A suit, or dress pants/skirt with shirt is always the most appropriate option. If you’re not sure of an employer’s dress code, it’s best to be more formally attired than less. Also, makeup (if worn) should be kept simple and as natural as possible.
- Don’t use slang or colloquialisms in interviews
You will be judged on your ability to communicate, and it is bad form to use slang, or swear words for that matter, and you would be surprised how many people fall into this trap – no matter what their age!

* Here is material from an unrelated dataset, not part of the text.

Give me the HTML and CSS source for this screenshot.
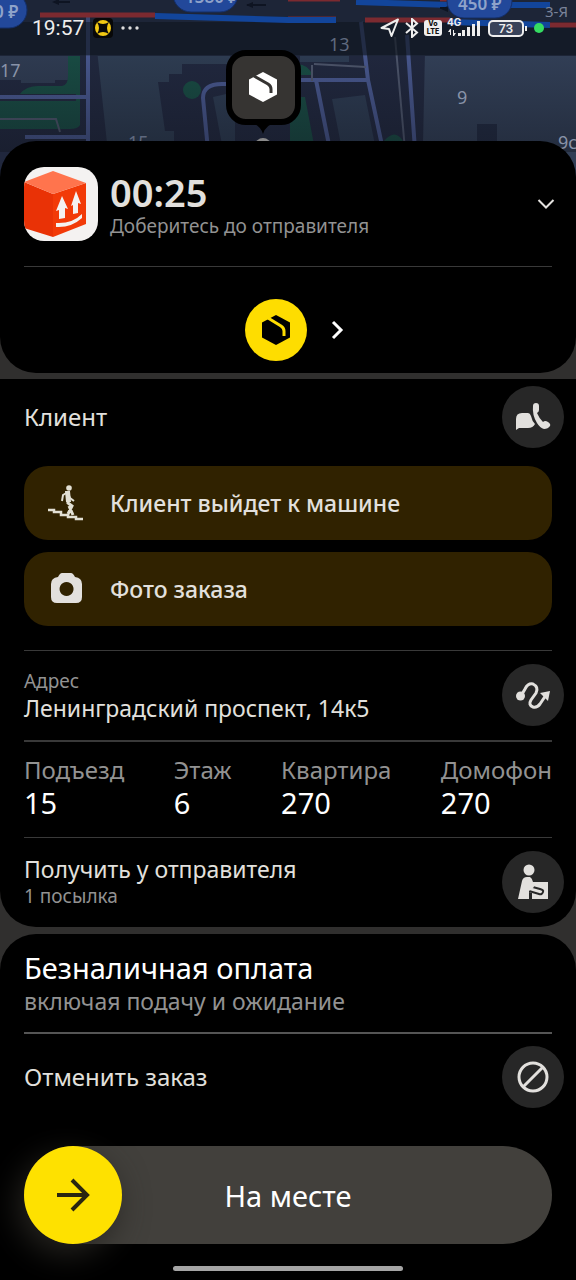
FILE: index.html
```html
<!DOCTYPE html>
<html lang="ru">
<head>
<meta charset="utf-8">
<meta name="viewport" content="width=device-width, initial-scale=1">
<title>Заказ</title>
<link rel="stylesheet" href="styles.css">
</head>
<body>
<div class="app">
  <header class="map">
    <svg class="map-art" viewBox="0 0 576 190" preserveAspectRatio="xMidYMin slice" aria-hidden="true">
      <defs>
        <linearGradient id="fade" x1="0" y1="0" x2="0" y2="1">
          <stop offset="0" stop-color="#10131c" stop-opacity="0"/>
          <stop offset="1" stop-color="#10131c" stop-opacity=".4"/>
        </linearGradient>
      </defs>
      <rect width="576" height="190" fill="#20273d"/>
      <path d="M0 55H68V80H55V83H21V80H0Z" fill="#2e3a50"/>
      <path d="M97 50H230V64H182V74H169V82H158L165 131H174V190H112Z" fill="#2d3b50"/>
      <path d="M425 50H576V190H422Z" fill="#313e55"/>
      <path d="M477 124H497V150H477Z" fill="#20293f"/>
      <path d="M213 97L235 92V150H223Z M332 99L365 95L376 150H342Z M300 50H349V62H300Z" fill="#2c3a50"/>
      <path d="M68 30H80V125Q78 129 70 129H0V101H76V94H20Q26 86 38 86H62Q68 85 68 76Z" fill="#184a42"/>
      <circle cx="192" cy="90" r="9" fill="#184a42"/>
      <path d="M290 66Q305 60 313 75H290Z M290 97H305L315 150H290Z M384 141Q395 128 403 141Z" fill="#184a42"/>
      <path d="M0 0H576V56H0Z" fill="#222b40"/>
      <path d="M0 97H88M25 137H88M88 15V150M208 150L203 98Q203 84 222 84H236M300 80H368M316 80L330 150M361 22L368 80L383 150M407 35L415 150" fill="none" stroke="#46558a" stroke-width="4"/>
      <path d="M0 119H56L60 132M314 64L366 67M395 37L405 150M312 81V65" fill="none" stroke="#4b5368" stroke-width="2"/>
      <rect width="576" height="56" y="0" fill="#0c1119" fill-opacity=".22"/>
      <rect width="576" height="33" y="22" fill="#0c1119" fill-opacity=".5"/>
      <path d="M40 15H155M288 19H336M365 20H450M550 25H576" fill="none" stroke="#7c2a30" stroke-width="5"/>
      <path d="M288 0H340M440 0H480" stroke="#7c2a30" stroke-width="3"/>
      <path d="M155 16L288 20H336M450 22L550 25" fill="none" stroke="#12459b" stroke-width="6"/>
      <path d="M356 2L450 5H550" fill="none" stroke="#12459b" stroke-width="6"/>
      <path d="M55 2H70M247 5H266M440 8H455" stroke="#0e1422" stroke-width="2"/>
      <path d="M52 2l7-3v6zM246 5l7-3v6zM441 9l7-3v6z" fill="#0e1422"/>
      <g fill="#22489a" stroke="#132e68" stroke-width="1">
        <rect x="-30" y="-8" width="57" height="36" rx="18"/>
        <rect x="173" y="-24" width="65" height="36" rx="18"/>
        <rect x="447" y="-16" width="65" height="34" rx="17"/>
      </g>
      <g class="map-price">
        <text x="-6" y="18">0 ₽</text>
        <text x="185" y="3">1380 ₽</text>
        <text x="458" y="10">450 ₽</text>
      </g>
      <rect width="576" height="96" y="56" fill="url(#fade)"/>
      <g class="map-label">
        <text x="0" y="77">17</text>
        <text class="map-dim" x="329" y="51">13</text>
        <text x="457" y="104">9</text>
        <text class="map-dim" x="128" y="149">15</text>
        <text x="558" y="149">9с1</text>
        <text class="map-street" x="545" y="17">3-Я</text>
      </g>
      <circle cx="263" cy="146" r="8" fill="#8a8a8a"/>
      <path d="M248 122Q260 124 263 134Q266 124 278 122Z" fill="#000"/>
      <rect x="229" y="53" width="69" height="69" rx="17" fill="#363432" stroke="#000" stroke-width="6"/>
      <g transform="translate(263 87)">
        <path d="M0-15L14-7.500V7.500L0 15L-14 7.500V-7.500Z" fill="#fff"/>
        <path d="M-9-11L5-3Q8-1 8 2V6" fill="none" stroke="#363432" stroke-width="3"/>
      </g>
    </svg>
    <div class="status">
      <div class="status-left">
        <span class="clock">19:57</span>
        <svg width="20" height="20" viewBox="0 0 20 20" aria-hidden="true">
          <rect width="20" height="20" rx="4" fill="#080808"/>
          <circle cx="10" cy="10" r="8" fill="#f2c913"/>
          <path d="M4 4Q10 8 16 4Q12 10 16 16Q10 12 4 16Q8 10 4 4Z" fill="#080808"/>
        </svg>
        <svg width="20" height="20" viewBox="0 0 20 20" fill="#ddd" aria-hidden="true">
          <circle cx="3" cy="10" r="1.700"/><circle cx="10" cy="10" r="1.700"/><circle cx="17" cy="10" r="1.700"/>
        </svg>
      </div>
      <div class="status-right">
        <svg width="20" height="20" viewBox="0 0 20 20" aria-hidden="true"><path d="M1.500 10L18 1.500L11.500 18L9 11Z" fill="none" stroke="#eee" stroke-width="2" stroke-linejoin="round"/></svg>
        <svg width="14" height="20" viewBox="0 0 14 20" aria-hidden="true"><path d="M1 5L12 14.500L7 19V1L12 5.500L1 15" fill="none" stroke="#eee" stroke-width="2"/></svg>
        <span class="volte"><span>Vo</span><span>LTE</span></span>
        <svg width="34" height="20" viewBox="0 0 34 20" aria-hidden="true">
          <text class="net" x="0" y="8">4G</text>
          <g fill="#eee"><path d="M3 11v3H1zM3 11h1v6H3zM6 12h1v6H6zM7 18v-3h2z"/><rect x="11" y="15" width="3" height="3"/><rect x="15" y="12" width="3" height="6"/><rect x="20" y="9" width="3" height="9"/><rect x="25" y="6" width="3" height="12"/><rect x="30" y="3" width="3" height="15"/></g>
        </svg>
        <span class="battery">73</span>
        <span class="dot"></span>
      </div>
    </div>
  </header>

  <main>
    <section class="card card-top">
      <div class="task">
        <svg class="task-logo" viewBox="0 0 74 74" aria-hidden="true">
          <defs><clipPath id="logo"><rect width="74" height="74" rx="20"/></clipPath></defs>
          <g clip-path="url(#logo)">
            <rect width="74" height="74" fill="#f4f2f1"/>
            <path d="M0 15L29 27V70L0 61Z" fill="#e93206"/>
            <path d="M29 27L62 16V57L29 70Z" fill="#f23a08"/>
            <path d="M0 15L29 4L62 16L29 27Z" fill="#ff744d"/>
            <path d="M38 29L44 42L41 41V51L35 52V43L32 44ZM52 24L57 37L54 36V46L49 47V38L47 39ZM32 56Q48 57 58 47V51Q47 61 32 60Z" fill="#f4f2f1"/>
          </g>
        </svg>
        <div class="task-text">
          <h1>00:25</h1>
          <p>Доберитесь до отправителя</p>
        </div>
        <button class="plain" aria-label="Свернуть">
          <svg width="18" height="12" viewBox="0 0 18 12"><path d="M1.500 2L9 9.500L16.500 2" fill="none" stroke="#e4e2df" stroke-width="2"/></svg>
        </button>
      </div>
      <div class="steps">
        <span class="step">
          <svg width="30" height="32" viewBox="-15 -16 30 32" aria-hidden="true">
            <path d="M0-15L14-7.500V7.500L0 15L-14 7.500V-7.500Z" fill="#000"/>
            <path d="M-8-12L5-4Q8-2 8 1V6" fill="none" stroke="#fedd00" stroke-width="3"/>
          </svg>
        </span>
        <svg width="14" height="20" viewBox="0 0 14 20" aria-hidden="true"><path d="M2 2L10 10L2 18" fill="none" stroke="#fff" stroke-width="3"/></svg>
      </div>
    </section>

    <section class="card card-mid">
      <div class="row row-client">
        <h2>Клиент</h2>
        <button class="round" aria-label="Связаться">
          <svg width="36" height="30" viewBox="0 0 36 30" fill="#e2e0dd">
            <path d="M1 28V17Q1 11 7 11H13Q15 11 16 14Q17 19 20 22Q18 26 13 26H4Z"/>
            <path d="M18 4Q18 1 21 1Q24 1 24 4V8Q24 10 22 11Q24 16 28 20Q30 18 33 20Q36 22 35 24Q33 27 29 27Q25 26 22 21Q17 13 18 4Z"/>
          </svg>
        </button>
      </div>
      <ul class="notes">
        <li>
          <svg width="36" height="36" viewBox="0 0 36 36" aria-hidden="true">
            <path d="M0 25H6V27H13V30H20V32H28V34H35" fill="none" stroke="#e2e0d4" stroke-width="2.500"/>
            <circle cx="21" cy="3" r="2.800" fill="#e2e0d4"/>
            <path d="M20 15L20 18L24 21L20 29M21 21L25 30" fill="none" stroke="#e2e0d4" stroke-width="3"/>
            <path d="M20 7L15 10L14 16M20 8L22 13L26 16" fill="none" stroke="#e2e0d4" stroke-width="2"/>
            <path d="M17 6H22L23 17H18Z" fill="#e2e0d4"/>
          </svg>
          <span>Клиент выйдет к машине</span>
        </li>
        <li>
          <svg width="36" height="36" viewBox="0 0 36 36" aria-hidden="true">
            <path fill-rule="evenodd" d="M14 2H23Q25 2 27 6Q34 7 34 13V26Q34 32 28 32H9Q3 32 3 26V13Q3 7 10 6Q12 2 14 2ZM18.500 11A7 7 0 1 0 18.600 11Z" fill="#e2e0dd"/>
          </svg>
          <span>Фото заказа</span>
        </li>
      </ul>
      <div class="row line">
        <div class="pair">
          <p class="small">Адрес</p>
          <h2>Ленинградский проспект, 14к5</h2>
        </div>
        <button class="round" aria-label="Маршрут">
          <svg width="36" height="30" viewBox="0 0 36 30">
            <circle cx="5.500" cy="16" r="4.500" fill="#e2e0dd"/>
            <path d="M6 16L10 9Q13 3 18 4Q24 7 21 13L16 20Q13 25 18 27Q22 28 25 24L31 15" fill="none" stroke="#e2e0dd" stroke-width="3"/>
            <path d="M25 13L35 11L33 21Z" fill="#e2e0dd"/>
          </svg>
        </button>
      </div>
      <dl class="facts">
        <div><dt>Подъезд</dt><dd>15</dd></div>
        <div><dt>Этаж</dt><dd>6</dd></div>
        <div><dt>Квартира</dt><dd>270</dd></div>
        <div><dt>Домофон</dt><dd>270</dd></div>
      </dl>
      <div class="row line">
        <div class="pair">
          <h2>Получить у отправителя</h2>
          <p class="small">1 посылка</p>
        </div>
        <button class="round" aria-label="Посылка">
          <svg width="32" height="36" viewBox="0 0 32 36">
            <circle cx="12" cy="6" r="5.500" fill="#e2e0dd"/>
            <path d="M16 18H31V35H15V29L12 28V20Z" fill="#e2e0dd"/>
            <path d="M12 22L23 25Q27 26 26 28Q25 31 22 30L12 27Z" fill="#e2e0dd" stroke="#272727" stroke-width="2"/>
            <path d="M1 35L5 17Q6 13 10 13H13Q15 14 16 18L17 23L12 27V35Z" fill="#e2e0dd"/>
          </svg>
        </button>
      </div>
    </section>

    <section class="card card-last">
      <div class="pay">
        <h2>Безналичная оплата</h2>
        <p>включая подачу и ожидание</p>
      </div>
      <div class="row line bright">
        <h2>Отменить заказ</h2>
        <button class="round" aria-label="Отменить">
          <svg width="32" height="32" viewBox="0 0 32 32"><g fill="none" stroke="#e2e0dd" stroke-width="3"><circle cx="16" cy="16" r="14"/><path d="M6 26L26 6"/></g></svg>
        </button>
      </div>
      <button class="slider">
        <span class="knob">
          <svg width="34" height="34" viewBox="0 0 34 34" aria-hidden="true"><path d="M1 17H31M16 2L31 17L16 32" fill="none" stroke="#2a2610" stroke-width="4"/></svg>
        </span>
        <span class="slider-label">На месте</span>
      </button>
      <div class="home"></div>
    </section>
  </main>
</div>
</body>
</html>
```
FILE: styles.css
```css
* { box-sizing: border-box; }

body, h1, h2, p, ul, dl, dd { margin: 0; padding: 0; }

body {
  background: #302f2e;
  color: #e2e0dd;
  font-family: "Noto Sans", "Open Sans", sans-serif;
}

h1, h2 { font-weight: 400; }

button {
  padding: 0;
  border: 0;
  color: inherit;
  font: inherit;
  cursor: pointer;
}

svg { display: block; flex: none; }

.app {
  display: flex;
  flex-direction: column;
  min-height: 100vh;
}

/* Map and system status bar */
.map { height: 190px; overflow: hidden; position: relative; }
.map-art { position: absolute; left: 0; top: 0; width: 100%; height: 100%; }
.map-label { fill: #8993a8; font-size: 18px; }
.map-dim { fill: #5f697e; }
.map-street { fill: #7a839a; font-size: 15px; }
.map-price { fill: #8fa3ca; font-size: 17px; font-weight: 600; }

.status {
  position: relative;
  display: flex;
  justify-content: space-between;
  align-items: center;
  height: 56px;
  padding: 0 32px;
}
.status-left, .status-right { display: flex; align-items: center; }
.status-left { gap: 7px; }
.status-right { gap: 5px; }
.clock { color: #eee; font: 400 21px/24px Roboto, sans-serif; margin-right: 2px; }
.volte {
  display: flex;
  flex-direction: column;
  width: 18px;
  height: 16px;
  border-radius: 3px;
  background: #eee;
  color: #111;
  font: 800 7px/8px Inter, sans-serif;
  text-align: center;
}
.net { fill: #eee; font: 700 10px Inter, sans-serif; }
.battery {
  position: relative;
  width: 36px;
  height: 17px;
  margin: 0 5px 0 2px;
  border: 2px solid #eee;
  border-radius: 5px;
  background: #39435a;
  color: #eee;
  font: 600 12px/13px Inter, sans-serif;
  text-align: center;
}
.battery::after {
  content: "";
  position: absolute;
  right: -5px;
  top: 4px;
  width: 2px;
  height: 5px;
  background: #eee;
}
.dot { width: 10px; height: 10px; border-radius: 50%; background: #35dc62; }

/* Cards */
main {
  display: flex;
  flex-direction: column;
  flex: 1;
  margin-top: -49px;
  position: relative;
}
.card { background: #000; }
.card-top { border-radius: 36px; margin-bottom: 6px; padding: 0 24px; }
.card-top::before {
  content: "";
  position: absolute;
  z-index: -1;
  left: 0;
  right: 0;
  top: 49px;
  height: 200px;
  background: #302f2e;
}
.card-mid { border-radius: 0 0 36px 36px; margin-bottom: 7px; }
.card-last {
  flex: 1;
  border-radius: 36px 36px 0 0;
  display: flex;
  flex-direction: column;
}

.task {
  display: flex;
  align-items: center;
  gap: 12px;
  height: 126px;
  border-bottom: 1px solid #393939;
}
.task-logo { width: 74px; height: 74px; }
.task-text { flex: 1; padding-top: 4px; }
.task-text h1 { font-size: 38px; line-height: 40px; font-weight: 600; }
.task-text p { font-size: 19px; line-height: 28px; color: #929292; }
.plain { background: none; padding: 8px 0; margin-right: -3px; }

.steps {
  display: flex;
  align-items: center;
  justify-content: center;
  gap: 24px;
  height: 106px;
  padding: 20px 0 0 14px;
}
.step {
  display: grid;
  place-items: center;
  width: 62px;
  height: 62px;
  border-radius: 50%;
  background: #fedd00;
}

.row {
  display: flex;
  align-items: center;
  justify-content: space-between;
  min-height: 90px;
  padding: 0 12px 0 24px;
  position: relative;
}
.row h2 { font-size: 24px; line-height: 28px; }
.row .pair h2 { font-size: 23px; }
.row-client { min-height: 76px; }
.line::before {
  content: "";
  position: absolute;
  top: 0;
  left: 24px;
  right: 24px;
  height: 1px;
  background: #393939;
}
.bright::before { height: 2px; background: #555; }
.small { font-size: 19px; line-height: 26px; color: #929292; }
.round {
  display: grid;
  place-items: center;
  width: 62px;
  height: 62px;
  border-radius: 50%;
  background: #272727;
}

.notes {
  display: flex;
  flex-direction: column;
  gap: 12px;
  padding: 11px 24px 24px;
  list-style: none;
}
.notes li {
  display: flex;
  align-items: center;
  gap: 26px;
  height: 74px;
  padding: 0 24px;
  border-radius: 24px;
  background: #302200;
  font-size: 23px;
  font-weight: 500;
}

.facts {
  display: flex;
  justify-content: space-between;
  margin: 0 24px;
  padding: 11px 0 18px;
  border-top: 2px solid #393939;
}
.facts dt { font-size: 24px; line-height: 34px; color: #929292; }
.facts dd { font-size: 29px; line-height: 32px; color: #fff; }

.pay { padding: 16px 24px; }
.pay h2 { font-size: 29px; line-height: 36px; color: #fff; }
.pay p { font-size: 23px; line-height: 30px; color: #929292; }

.slider {
  display: flex;
  align-items: center;
  height: 98px;
  margin: 24px 24px 22px;
  border-radius: 49px;
  background: #42403c;
  color: #fff;
  font-size: 29px;
}
.knob {
  display: grid;
  place-items: center;
  width: 98px;
  height: 98px;
  border-radius: 50%;
  background: #fee100;
  box-shadow: -6px 10px 32px #262420;
}
.slider-label { flex: 1; padding-right: 98px; }
.home {
  width: 40%;
  height: 5px;
  margin: 0 auto 8px;
  border-radius: 3px;
  background: #a5a5a5;
}
```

- Show respect if you wish to be respected
Be polite and courteous to everyone in the organization, especially the receptionist! People in office environments talk – and you would be amazed at how many people have missed out on roles with various clients because they were rude to the front-of-house staff, even after performing well at interview
- Do your research
Not only does this demonstrate initiative, it shows the employer that you are truly interested in working for their organization, and have an understanding of how you can develop, whilst adding value to their team.
- Ask for feedback
I will never forget the most memorable teen candidate whom I interviewed (only a few weeks back mind you!) who was a little nervous during the process, and I wasn’t completely won over straight away. After the interview ended, they asked me directly for feedback and suggestions on how to improve their technique (which actually caught me off guard!). We had a frank and honest discussion about how their answers could be improved, & what their strong and weak points were. This approach left me with a very positive impression, as they were obviously very serious about finding a role & improving their chances to find work. Less than a week later, I found them long-term employment in the role of their dreams!
- Be yourself!
Don’t go to interviews trying to be someone you are not, as most interviewers will employ techniques which will include the clarification of certain points, as well as behavioural techniques that are designed to pick up on any inconsistencies. and this is not looked upon favourably. In today’s job market, employers are looking for someone who will fit well into their team – and for this reason, it is important to be as honest as you can, especially when it comes to your abilities and expectations, as there is nothing worse on a resume than being employed for a brief period, only to be terminated as a result of a misrepresentation during the selection process. It is better for both parties to be upfront about all aspects in order to ensure the right match is found for everybody.